Experiences such as these do not only cause one to observe superficial  or material implementations such as use of a certain technology in a certain state or use of solar panels to power the entire school. They in fact cause the visiting teacher to reflect on much deeper levels and question themselves on why learners in world class government schools in Delhi are not practicing gratitude like a tribal girl in Araku, what teachers can do differently to ensure learning and discipline like a small school in Andhra and so on.

It then moves from being a mere physical visit and grows into a meta analysis leading to observation and reflection, both powerful precursors of change. Such visits do not just mean to receive but also to give what is working successfully for oneself. In that spirit ,we presented to the schools we visited, copies of books that we use for teaching the  mindset curricula in Delhi and paintings made by our school children as part of the business blasters programme.

More importantly, in a conversation with the teacher trainees at DIET, I presented them with a question that they probably had not had the occasion to ask themselves before.
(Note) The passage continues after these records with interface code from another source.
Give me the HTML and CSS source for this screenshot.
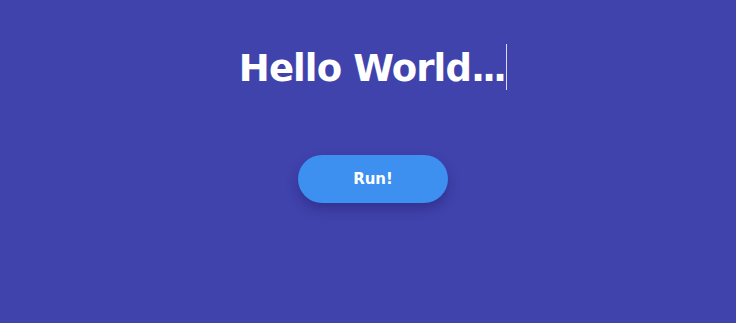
FILE: index.html
```html
<!DOCTYPE html>
<html>
<head>
<meta charset="utf-8">
<link rel="stylesheet" href="styles.css">
</head>
<body>
<main class="page">
  <h1 class="title"><span class="text">Hello World<span class="dots">...</span></span><span class="cursor"></span></h1>
  <button class="run">Run!</button>
</main>
</body>
</html>
```
FILE: styles.css
```css
html, body {
  margin: 0;
  padding: 0;
  height: 100%;
  background: #4143ad;
}
.page {
  display: flex;
  flex-direction: column;
  align-items: center;
  padding-top: 44px;
  padding-left: 10px;
  font-family: "DejaVu Sans", sans-serif;
}
.title {
  margin: 0;
  display: flex;
  align-items: center;
  height: 46px;
  color: #ffffff;
  font-size: 37px;
  font-weight: 700;
  letter-spacing: -0.9px;
}
.text {
  padding-top: 2px;
}
.dots {
  letter-spacing: -3px;
}
.cursor {
  display: block;
  width: 1px;
  height: 46px;
  background: #dcdcf0;
  margin-left: 2px;
}
.run {
  margin-top: 65px;
  width: 150px;
  height: 48px;
  border: none;
  border-radius: 24px;
  background: #3d8ff0;
  color: #ffffff;
  font-family: "DejaVu Sans", sans-serif;
  font-weight: 700;
  font-size: 15px;
  box-shadow: 0 6px 12px rgba(20, 20, 90, 0.35);
}
```
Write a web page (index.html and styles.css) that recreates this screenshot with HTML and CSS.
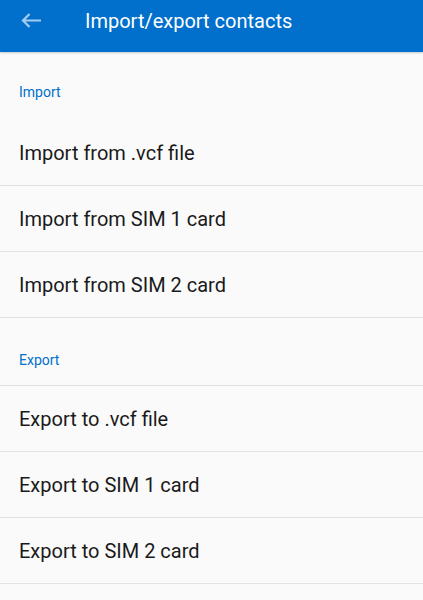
FILE: index.html
```html
<!DOCTYPE html>
<html>
<head>
<meta charset="utf-8">
<link rel="stylesheet" href="styles.css">
</head>
<body>
<header class="appbar">
  <span class="back">
    <svg width="24" height="24" viewBox="0 0 24 24"><path d="M3 11.5H21M9.5 5L3 11.5L9.5 18" fill="none" stroke="#a6cbf0" stroke-width="2.2"/></svg>
  </span>
  <h1 class="title">Import/export contacts</h1>
</header>
<main class="list">
  <div class="section first">Import</div>
  <div class="row">Import from .vcf file</div>
  <div class="row">Import from SIM 1 card</div>
  <div class="row">Import from SIM 2 card</div>
  <div class="section">Export</div>
  <div class="row">Export to .vcf file</div>
  <div class="row">Export to SIM 1 card</div>
  <div class="row">Export to SIM 2 card</div>
</main>
</body>
</html>
```
FILE: styles.css
```css
html, body {
  margin: 0;
  padding: 0;
  background: #fafafa;
  font-family: Roboto, "Liberation Sans", sans-serif;
}
.appbar {
  height: 52px;
  box-sizing: border-box;
  padding-top: 9px;
  background: #0070cc;
  display: flex;
  align-items: flex-start;
  box-shadow: 0 1px 2px rgba(0,0,0,0.2);
}
.back {
  width: 24px;
  height: 24px;
  margin-left: 20px;
  display: flex;
}
.title {
  margin: 0 0 0 41px;
  font-size: 20px;
  line-height: 24px;
  font-weight: 400;
  color: #ffffff;
}
.section {
  height: 68px;
  box-sizing: border-box;
  padding: 33px 0 0 19px;
  font-size: 14px;
  line-height: 18px;
  color: #0070cc;
  border-bottom: 1px solid #e3e3e3;
}
.section.first {
  padding-top: 31px;
  border-bottom: none;
}
.row {
  height: 66px;
  box-sizing: border-box;
  padding-left: 19px;
  display: flex;
  align-items: center;
  font-size: 20px;
  color: #1a1a1a;
  border-bottom: 1px solid #e3e3e3;
}
```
I asked them what they wanted to do as teachers. Since the question was new to them, all of them shared how they would teach “well”. One asked them again – “Every teacher goes to a classroom at the scheduled time and teaches out of the textbook. What is it that you will do differently?” , “That is what would make you a remarkable teacher and set you apart from the crowd.” I left them wondering and today I received an email from one teacher trainee who shared that she would inspire each one of her students to teach at least one person to read and write! What a marvellous thought!

Teacher exchanges have been seen through political binoculars and questioned roughly recently but it needs to be understood that an average teacher has the opportunity to interact with , and the potential to influence almost 10,000 learners in his/her lifetime. All that teachers learn through such visits can bring incomparable value to their teaching ,it can help them go beyond the text and bring the much needed acceptance towards multiplicity of perspective.